Но жить надо было, и мама где-то в 1930 году поехала учиться в Харьковский политехнический институт. В 1931 году ее курс отправлялся на практику. А директором этого института был мой папа.
Папа мой совершенно другого происхождения. Он из семьи мелких предпринимателей, очень бедных. Живших в Киеве на Подоле. Раньше внизу от Подола, прямо на берегу, был такой район – Предмостная слободка. Который в основном построили, поддерживали и населяли евреи, занимавшиеся сплавом леса. Был такой еврейский отходный промысел. Они не то что сами сидели на плотах, но они это организовывали. Снабжали инструментами и всем прочим. И дед, видимо, был одним из таких, третьеразрядных уже, посредников. Там они жили, как в Венеции, в постройках на сваях. Потому что они хотели свои лодочки при себе держать.
Деда убили грабители в 1916 году. Просто ограбили и убили на улице ночью. Семья была очень большая, детей было два или три брата и несколько сестер. Из них пережили войну только трое: мой отец, его старший брат и одна из теть. Все остальные погибли в оккупацию, Киев – известное дело…
А отец стал юным большевиком. Он вступил в партию в начале 1918 года. Революция уже произошла, но Украина еще не была советской. И стал красным командиром в восемнадцать лет. В это время создавалась будущая Первая червонно-казачья дивизия. И он, значит, лихой кавалерист, отслужил там.

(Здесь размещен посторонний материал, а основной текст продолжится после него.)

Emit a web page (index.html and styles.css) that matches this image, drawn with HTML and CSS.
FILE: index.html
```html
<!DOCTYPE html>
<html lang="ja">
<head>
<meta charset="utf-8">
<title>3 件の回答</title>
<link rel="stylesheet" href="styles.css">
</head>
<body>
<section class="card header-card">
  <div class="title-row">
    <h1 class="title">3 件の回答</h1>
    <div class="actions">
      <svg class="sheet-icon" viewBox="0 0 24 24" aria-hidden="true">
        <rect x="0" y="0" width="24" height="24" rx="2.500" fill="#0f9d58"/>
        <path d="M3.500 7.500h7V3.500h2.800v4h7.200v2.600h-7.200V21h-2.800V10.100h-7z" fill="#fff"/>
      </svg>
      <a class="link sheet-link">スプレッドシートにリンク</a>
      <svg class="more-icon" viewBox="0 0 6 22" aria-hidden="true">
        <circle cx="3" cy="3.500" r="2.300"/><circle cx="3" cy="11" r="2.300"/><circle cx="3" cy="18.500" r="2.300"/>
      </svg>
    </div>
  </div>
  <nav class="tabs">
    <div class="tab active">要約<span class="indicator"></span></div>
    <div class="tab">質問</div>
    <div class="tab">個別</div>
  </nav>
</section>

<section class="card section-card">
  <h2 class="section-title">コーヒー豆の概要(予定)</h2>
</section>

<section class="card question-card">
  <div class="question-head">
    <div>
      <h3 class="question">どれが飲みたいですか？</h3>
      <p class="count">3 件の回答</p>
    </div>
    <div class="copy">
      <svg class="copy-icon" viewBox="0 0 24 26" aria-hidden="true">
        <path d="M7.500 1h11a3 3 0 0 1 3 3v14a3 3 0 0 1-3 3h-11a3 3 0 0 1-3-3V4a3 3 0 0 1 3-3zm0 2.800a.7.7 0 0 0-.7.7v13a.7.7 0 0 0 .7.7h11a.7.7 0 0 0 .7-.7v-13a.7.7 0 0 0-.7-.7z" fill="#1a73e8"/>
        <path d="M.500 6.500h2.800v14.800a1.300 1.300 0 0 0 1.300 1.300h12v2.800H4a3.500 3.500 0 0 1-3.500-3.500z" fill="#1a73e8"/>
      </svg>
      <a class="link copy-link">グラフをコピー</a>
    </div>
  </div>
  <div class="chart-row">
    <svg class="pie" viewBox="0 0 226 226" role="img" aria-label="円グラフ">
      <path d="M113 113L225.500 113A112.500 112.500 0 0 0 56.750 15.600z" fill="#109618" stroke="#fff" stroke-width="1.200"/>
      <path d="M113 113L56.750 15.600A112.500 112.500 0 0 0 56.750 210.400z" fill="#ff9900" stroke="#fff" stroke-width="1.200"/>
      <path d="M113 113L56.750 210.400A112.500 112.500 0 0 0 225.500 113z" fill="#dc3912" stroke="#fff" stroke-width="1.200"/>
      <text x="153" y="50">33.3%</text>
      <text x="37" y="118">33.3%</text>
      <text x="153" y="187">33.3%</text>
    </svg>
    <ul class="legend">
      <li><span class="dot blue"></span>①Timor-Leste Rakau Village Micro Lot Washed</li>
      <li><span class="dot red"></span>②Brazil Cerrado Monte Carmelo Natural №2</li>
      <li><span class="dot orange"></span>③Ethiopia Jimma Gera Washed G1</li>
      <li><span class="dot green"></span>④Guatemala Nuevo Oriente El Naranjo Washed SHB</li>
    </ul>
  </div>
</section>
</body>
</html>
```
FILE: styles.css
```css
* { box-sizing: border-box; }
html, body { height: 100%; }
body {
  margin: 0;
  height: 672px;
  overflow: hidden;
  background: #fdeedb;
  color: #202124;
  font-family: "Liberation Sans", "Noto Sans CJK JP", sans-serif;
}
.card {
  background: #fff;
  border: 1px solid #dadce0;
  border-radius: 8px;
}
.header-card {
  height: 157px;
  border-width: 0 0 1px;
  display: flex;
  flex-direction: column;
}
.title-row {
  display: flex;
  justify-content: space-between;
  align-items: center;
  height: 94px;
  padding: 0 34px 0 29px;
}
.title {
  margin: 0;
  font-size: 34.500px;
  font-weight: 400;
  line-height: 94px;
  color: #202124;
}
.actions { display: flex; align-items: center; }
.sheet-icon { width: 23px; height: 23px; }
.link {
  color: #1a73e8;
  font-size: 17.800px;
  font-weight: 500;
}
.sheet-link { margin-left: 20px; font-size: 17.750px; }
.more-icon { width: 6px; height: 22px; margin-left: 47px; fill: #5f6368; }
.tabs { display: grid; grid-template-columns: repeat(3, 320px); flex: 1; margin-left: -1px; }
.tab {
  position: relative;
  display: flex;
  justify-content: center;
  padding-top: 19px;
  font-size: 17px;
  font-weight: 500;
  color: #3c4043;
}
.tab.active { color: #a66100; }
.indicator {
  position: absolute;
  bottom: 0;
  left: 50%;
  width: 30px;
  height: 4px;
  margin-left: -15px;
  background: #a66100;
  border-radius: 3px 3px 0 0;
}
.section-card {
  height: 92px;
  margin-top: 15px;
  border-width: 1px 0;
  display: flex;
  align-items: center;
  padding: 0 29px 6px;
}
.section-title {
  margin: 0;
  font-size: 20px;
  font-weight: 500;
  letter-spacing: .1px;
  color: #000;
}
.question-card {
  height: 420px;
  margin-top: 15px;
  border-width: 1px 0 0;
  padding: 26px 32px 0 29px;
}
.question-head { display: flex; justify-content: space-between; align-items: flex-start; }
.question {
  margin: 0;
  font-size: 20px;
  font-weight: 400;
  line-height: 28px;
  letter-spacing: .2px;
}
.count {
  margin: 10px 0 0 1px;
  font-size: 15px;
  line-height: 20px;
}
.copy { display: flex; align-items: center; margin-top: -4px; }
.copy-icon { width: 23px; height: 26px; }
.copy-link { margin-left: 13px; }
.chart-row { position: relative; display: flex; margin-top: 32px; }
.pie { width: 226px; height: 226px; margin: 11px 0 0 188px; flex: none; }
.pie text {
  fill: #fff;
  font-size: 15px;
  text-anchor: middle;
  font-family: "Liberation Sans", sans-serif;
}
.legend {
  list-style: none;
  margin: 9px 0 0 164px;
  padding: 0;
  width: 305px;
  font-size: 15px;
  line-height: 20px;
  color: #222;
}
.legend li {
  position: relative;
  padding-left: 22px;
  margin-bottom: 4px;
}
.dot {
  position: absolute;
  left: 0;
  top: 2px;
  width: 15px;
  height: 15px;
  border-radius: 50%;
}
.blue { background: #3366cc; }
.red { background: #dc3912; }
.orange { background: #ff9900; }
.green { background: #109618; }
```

После Гражданской войны он остался – что-то вроде разведывательно-чекистской службы. Это мои вычисления, этого никогда вслух не говорилось. Но я знаю, что он несколько раз нелегально ходил в Польшу – ясно, по нехорошим делам. Один раз его даже чуть не поймали. Это он рассказывал.
Но в какой-то момент он симулировал сумасшествие. Шесть месяцев его продержали в психиатрической лечебнице, признали полностью невменяемым – и таким образом он выпал из системы ЧК. Оттуда же нельзя уйти по доброй воле.

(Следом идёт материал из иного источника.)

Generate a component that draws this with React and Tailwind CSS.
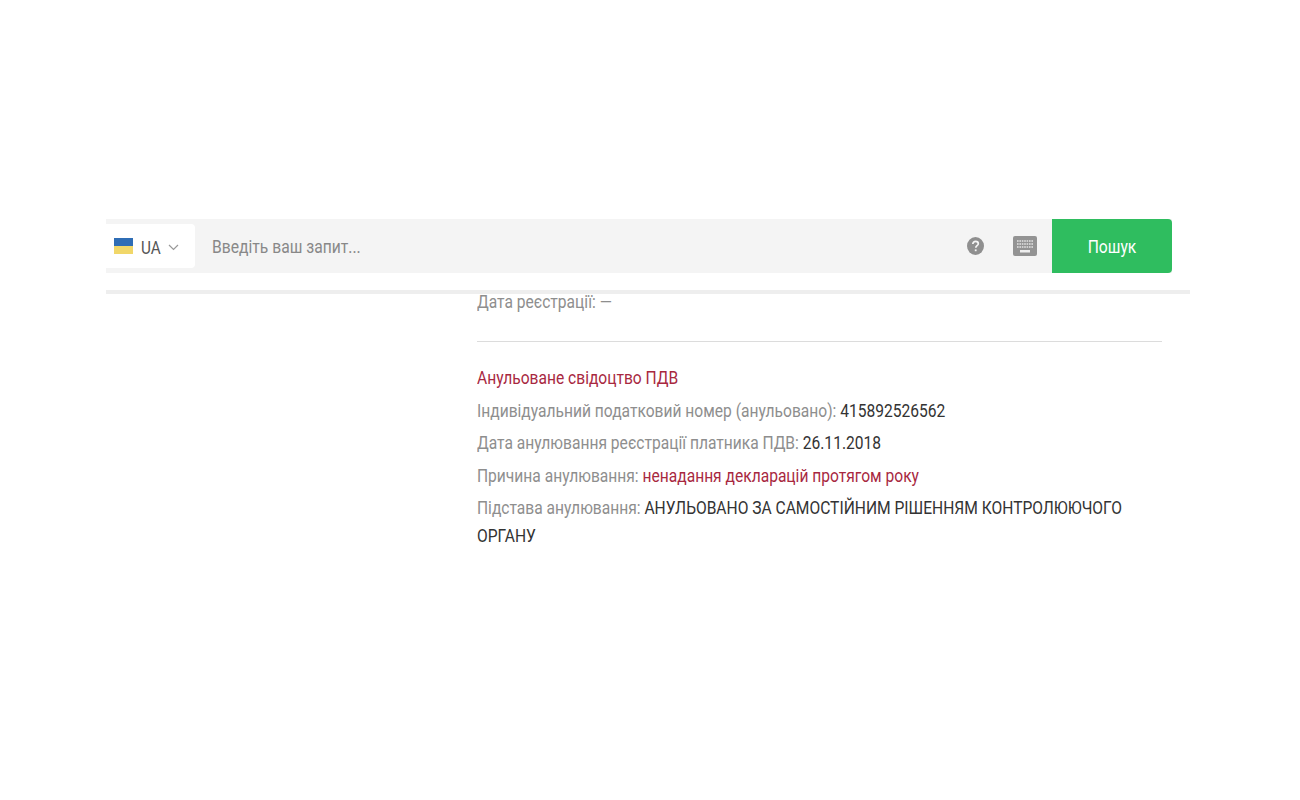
import React from 'react';

const Flag = () => (
  <svg width="19" height="18" viewBox="0 0 19 18" className="shrink-0">
    <path d="M0 1h19v8H0z" fill="#2f6db5" />
    <path d="M0 9h19v8H0z" fill="#f1d769" />
  </svg>
);

const HelpIcon = () => (
  <svg width="17" height="18" viewBox="0 0 17 18">
    <ellipse cx="8.5" cy="9" rx="8.5" ry="9" fill="#8f8f8f" />
    <path d="M5.8 7c0-1.7 1.2-2.7 2.8-2.7 1.500 0 2.700 1 2.700 2.400 0 2-2.500 2-2.500 4" fill="none" stroke="#f4f4f4" strokeWidth="1.700" />
    <rect x="7.800" y="12.400" width="1.800" height="1.800" fill="#f4f4f4" />
  </svg>
);

const KeyboardIcon = () => (
  <svg width="24" height="20" viewBox="0 0 24 20">
    <rect width="24" height="20" rx="2" fill="#939393" />
    <path d="M4 5h16M4 8h16M4 11h16" stroke="#e4e4e4" strokeWidth="1.600" strokeDasharray="1.600 0.800" />
    <rect x="7" y="14" width="10" height="2.500" fill="#eeeeee" />
  </svg>
);

export default function App() {
  return (
    <div className="min-h-[800px] bg-white pt-[219px] text-[18px] font-['Roboto',sans-serif]">
      <div className="ml-[106px] w-[1066px] h-[54px] flex bg-[#f4f4f4]">
        <div className="w-[89px] h-[44px] mt-[5px] bg-white rounded-r flex items-center pl-2 text-[#555]">
          <Flag />
          <span className="ml-2 pt-[3px] scale-x-[0.85] origin-left">UA</span>
          <svg width="11" height="7" viewBox="0 0 11 7" className="ml-[4px] mt-[2px]" fill="none" stroke="#999" strokeWidth="1.200">
            <path d="M1 1l4.500 4.500L10 1" />
          </svg>
        </div>
        <div className="flex-1 flex items-center pl-[17px] text-[#888]">
          <span className="scale-x-[0.87] origin-left">Введіть ваш запит...</span>
        </div>
        <div className="flex items-center gap-[29px] pr-[15px] pb-[1px]">
          <HelpIcon />
          <KeyboardIcon />
        </div>
        <button className="w-[120px] h-[54px] bg-[#2fbd5f] rounded-r text-white flex items-center justify-center">
          <span className="scale-x-[0.87]">Пошук</span>
        </button>
      </div>
      <div className="ml-[106px] w-[1084px] h-[4px] mt-[17px] bg-[#eeeeee]" />
      <div className="ml-[477px] w-[685px] text-[#8e8e8e]">
        <div className="w-[790px] origin-left scale-x-[0.866] h-[15px] leading-[15px]">Дата реєстрації: —</div>
        <div className="h-px bg-[#dcdcdc] mt-[32px] mb-[20px]" />
        <div className="w-[790px] origin-left scale-x-[0.866] leading-[32.500px]">
          <div className="text-[#a8283f]">Анульоване свідоцтво ПДВ</div>
          <div>Індивідуальний податковий номер (анульовано): <span className="text-[#333]">415892526562</span></div>
          <div>Дата анулювання реєстрації платника ПДВ: <span className="text-[#333]">26.11.2018</span></div>
          <div>Причина анулювання: <span className="text-[#a8283f]">ненадання декларацій протягом року</span></div>
          <div className="leading-[28px] pt-[2px]">Підстава анулювання: <span className="text-[#333]">АНУЛЬОВАНО ЗА САМОСТІЙНИМ РІШЕННЯМ КОНТРОЛЮЮЧОГО</span></div>
          <div className="leading-[28px] text-[#333]">ОРГАНУ</div>
        </div>
      </div>
    </div>
  );
}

Я не знаю, где он провел пять или шесть лет своей жизни, но вынырнул директором Харьковского инженерно-строительного института. Я думал, что это семейная легенда, потому что он не имел никакого образования, даже четырехклассного, и писал по-русски просто ужасно, на уровне ученика 2-го класса. Потом, в старости, выйдя на пенсию, он научился прилично писать. Каким образом он мог стать директором института, я не знаю. Но я проверял: Олександр Юрійович Мельчук значится как первый директор.
Он был большой прохиндей. Он знал много гитик и умел совершать некоторые чудеса. Особенно среди дам. При этом он был небольшого роста, меньше меня, – уж, казалось бы, я и сам коротышка. В старости такой толстенький и округленький. Но даже тогда отбою не было!
И вот он встретил в 1931 году мою бедную маму. Увидел ее на платформе, когда курс уезжал на практику. Он вскочил в поезд – проверить, как его студенты там устроились. Ну, и в результате родился я!
Он просто поехал с ними – не во Владивосток все-таки, но довольно далеко. А он к этому времени был счастливо женат, на нем было уже двое детей, несмотря на то что ему еще не было тридцати лет. Значит, произошел большой скандальеро, потому что членам партии такого не полагалось, естественно. Ему пришлось бросить работу и все на свете. Бабушка, мамина мама, его ненавидела просто до дрожи: гнусный коммунист, неграмотный, некультурный, нахальный… Но ребеночек!
Я родился в Одессе все-таки. Но меня совсем маленького родители увезли в Москву. Мама умерла очень молодой, не дожив до тридцати лет, от рака, во время войны. Я ее последний раз видел в начале 1942 года, в эвакуации, в городе Асбест на Урале. Потом она вернулась в Москву. Она работала в какой-то сложной финансовой системе промышленных банков, была какой-то очень ответственный работник несмотря на молодость. В Москве она год проболела и умерла. И больше я ее не увидел. А отец мой женился в конце концов снова, хотя, судя по тому, что я видел и наблюдал, он мать безумно любил. И долго после ее смерти – года четыре или пять – он прожил как монах, что для такого человека, видимо, было невозможно.
Во время моего детства и он, и она работали как сумасшедшие – работали по ночам, днем спали или пропадали на целые дни. Жизнь в 1930-е годы была запредельно ужасна для всех людей.
Мать я вообще не помню, я только ходил на ее могилу и ухаживал, цветы сажал до последней минуты, пока не уехал. Воспитывала меня бабушка.